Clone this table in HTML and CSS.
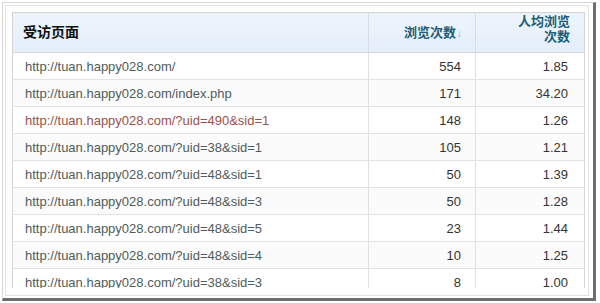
FILE: index.html
```html
<!DOCTYPE html>
<html>
<head>
<meta charset="utf-8">
<link rel="stylesheet" href="styles.css">
</head>
<body>
<div class="shot">
  <div class="frame">
    <div class="viewport">
      <table class="report">
        <colgroup>
          <col class="c-page">
          <col class="c-views">
          <col class="c-avg">
        </colgroup>
        <thead>
          <tr>
            <th class="page">受访页面</th>
            <th class="num sorted">浏览次数<span class="arrow">↓</span></th>
            <th class="num avg">人均浏览<br>次数</th>
          </tr>
        </thead>
        <tbody>
          <tr><td class="url">http://tuan.happy028.com/</td><td class="num">554</td><td class="num">1.85</td></tr>
          <tr class="alt"><td class="url">http://tuan.happy028.com/index.php</td><td class="num">171</td><td class="num">34.20</td></tr>
          <tr><td class="url visited">http://tuan.happy028.com/?uid=490&amp;sid=1</td><td class="num">148</td><td class="num">1.26</td></tr>
          <tr class="alt"><td class="url">http://tuan.happy028.com/?uid=38&amp;sid=1</td><td class="num">105</td><td class="num">1.21</td></tr>
          <tr><td class="url">http://tuan.happy028.com/?uid=48&amp;sid=1</td><td class="num">50</td><td class="num">1.39</td></tr>
          <tr class="alt"><td class="url">http://tuan.happy028.com/?uid=48&amp;sid=3</td><td class="num">50</td><td class="num">1.28</td></tr>
          <tr><td class="url">http://tuan.happy028.com/?uid=48&amp;sid=5</td><td class="num">23</td><td class="num">1.44</td></tr>
          <tr class="alt"><td class="url">http://tuan.happy028.com/?uid=48&amp;sid=4</td><td class="num">10</td><td class="num">1.25</td></tr>
          <tr><td class="url">http://tuan.happy028.com/?uid=38&amp;sid=3</td><td class="num">8</td><td class="num">1.00</td></tr>
        </tbody>
      </table>
    </div>
  </div>
</div>
</body>
</html>
```

FILE: styles.css
```css
html, body {
  margin: 0;
  padding: 0;
  background: #ffffff;
}

body {
  font-family: "Liberation Sans", Arial, "Noto Sans CJK SC", sans-serif;
  font-size: 13px;
  color: #333333;
}

.shot {
  margin: 2px 0 0 2px;
  width: 594px;
  height: 299px;
  box-sizing: border-box;
  border-left: 1px solid #d6d6d6;
  border-top: 1px solid #d6d6d6;
  border-right: 3px solid #6e6e6e;
  border-bottom: 3px solid #6e6e6e;
  padding: 2px 4px 0 2px;
  background: #ffffff;
}

.frame {
  border: 1px solid #e2e2e2;
  padding: 6px 0 7px 6px;
}

.viewport {
  height: 276px;
  overflow: hidden;
}

.report {
  border-collapse: collapse;
  width: 572px;
  table-layout: fixed;
  border: 1px solid #d4d4d4;
}

.c-page { width: 356px; }
.c-views { width: 107px; }
.c-avg { width: 109px; }

.report th {
  height: 39px;
  background: linear-gradient(#edf4fc, #e4eef9);
  border-bottom: 1px solid #d2d8de;
  border-left: 1px solid #d6dde4;
  font-size: 13px;
  font-weight: bold;
  line-height: 15px;
  vertical-align: middle;
  padding: 0;
}

.report th.page {
  text-align: left;
  padding-left: 10px;
  color: #111111;
  font-size: 14px;
  border-left: none;
}

.report th.num {
  text-align: right;
  color: #1d5d78;
}

.report th.sorted {
  padding-right: 13px;
}

.report th.avg {
  height: 38px;
  padding-top: 1px;
  padding-right: 14px;
  vertical-align: top;
}

.arrow {
  color: #9aa6ad;
  font-weight: normal;
  font-size: 10px;
  margin-left: 1px;
}

.report td {
  height: 26px;
  padding: 0;
  border-bottom: 1px solid #e3e3e3;
  border-left: 1px solid #e1e1e1;
  white-space: nowrap;
  vertical-align: middle;
}

.report td.url {
  border-left: none;
  padding-left: 12px;
  color: #4f5c5a;
}

.report td.visited {
  color: #9c4f4c;
}

.report td.num {
  text-align: right;
  padding-right: 14px;
  color: #333333;
}

.report td.num + td.num {
  padding-right: 16px;
}

.report tr.alt td {
  background: #fbfbfb;
}
```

————————

▶ **Short problem**
Go through the listing above and write it out again exactly, dropping the pictures.

▶ **Answer to the task**
Clone this table in HTML and CSS.
FILE: index.html
```html
<!DOCTYPE html>
<html>
<head>
<meta charset="utf-8">
<link rel="stylesheet" href="styles.css">
</head>
<body>
<div class="shot">
  <div class="frame">
    <div class="viewport">
      <table class="report">
        <colgroup>
          <col class="c-page">
          <col class="c-views">
          <col class="c-avg">
        </colgroup>
        <thead>
          <tr>
            <th class="page">受访页面</th>
            <th class="num sorted">浏览次数<span class="arrow">↓</span></th>
            <th class="num avg">人均浏览<br>次数</th>
          </tr>
        </thead>
        <tbody>
          <tr><td class="url">http://tuan.happy028.com/</td><td class="num">554</td><td class="num">1.85</td></tr>
          <tr class="alt"><td class="url">http://tuan.happy028.com/index.php</td><td class="num">171</td><td class="num">34.20</td></tr>
          <tr><td class="url visited">http://tuan.happy028.com/?uid=490&amp;sid=1</td><td class="num">148</td><td class="num">1.26</td></tr>
          <tr class="alt"><td class="url">http://tuan.happy028.com/?uid=38&amp;sid=1</td><td class="num">105</td><td class="num">1.21</td></tr>
          <tr><td class="url">http://tuan.happy028.com/?uid=48&amp;sid=1</td><td class="num">50</td><td class="num">1.39</td></tr>
          <tr class="alt"><td class="url">http://tuan.happy028.com/?uid=48&amp;sid=3</td><td class="num">50</td><td class="num">1.28</td></tr>
          <tr><td class="url">http://tuan.happy028.com/?uid=48&amp;sid=5</td><td class="num">23</td><td class="num">1.44</td></tr>
          <tr class="alt"><td class="url">http://tuan.happy028.com/?uid=48&amp;sid=4</td><td class="num">10</td><td class="num">1.25</td></tr>
          <tr><td class="url">http://tuan.happy028.com/?uid=38&amp;sid=3</td><td class="num">8</td><td class="num">1.00</td></tr>
        </tbody>
      </table>
    </div>
  </div>
</div>
</body>
</html>
```

FILE: styles.css
```css
html, body {
  margin: 0;
  padding: 0;
  background: #ffffff;
}

body {
  font-family: "Liberation Sans", Arial, "Noto Sans CJK SC", sans-serif;
  font-size: 13px;
  color: #333333;
}

.shot {
  margin: 2px 0 0 2px;
  width: 594px;
  height: 299px;
  box-sizing: border-box;
  border-left: 1px solid #d6d6d6;
  border-top: 1px solid #d6d6d6;
  border-right: 3px solid #6e6e6e;
  border-bottom: 3px solid #6e6e6e;
  padding: 2px 4px 0 2px;
  background: #ffffff;
}

.frame {
  border: 1px solid #e2e2e2;
  padding: 6px 0 7px 6px;
}

.viewport {
  height: 276px;
  overflow: hidden;
}

.report {
  border-collapse: collapse;
  width: 572px;
  table-layout: fixed;
  border: 1px solid #d4d4d4;
}

.c-page { width: 356px; }
.c-views { width: 107px; }
.c-avg { width: 109px; }

.report th {
  height: 39px;
  background: linear-gradient(#edf4fc, #e4eef9);
  border-bottom: 1px solid #d2d8de;
  border-left: 1px solid #d6dde4;
  font-size: 13px;
  font-weight: bold;
  line-height: 15px;
  vertical-align: middle;
  padding: 0;
}

.report th.page {
  text-align: left;
  padding-left: 10px;
  color: #111111;
  font-size: 14px;
  border-left: none;
}

.report th.num {
  text-align: right;
  color: #1d5d78;
}

.report th.sorted {
  padding-right: 13px;
}

.report th.avg {
  height: 38px;
  padding-top: 1px;
  padding-right: 14px;
  vertical-align: top;
}

.arrow {
  color: #9aa6ad;
  font-weight: normal;
  font-size: 10px;
  margin-left: 1px;
}

.report td {
  height: 26px;
  padding: 0;
  border-bottom: 1px solid #e3e3e3;
  border-left: 1px solid #e1e1e1;
  white-space: nowrap;
  vertical-align: middle;
}

.report td.url {
  border-left: none;
  padding-left: 12px;
  color: #4f5c5a;
}

.report td.visited {
  color: #9c4f4c;
}

.report td.num {
  text-align: right;
  padding-right: 14px;
  color: #333333;
}

.report td.num + td.num {
  padding-right: 16px;
}

.report tr.alt td {
  background: #fbfbfb;
}
```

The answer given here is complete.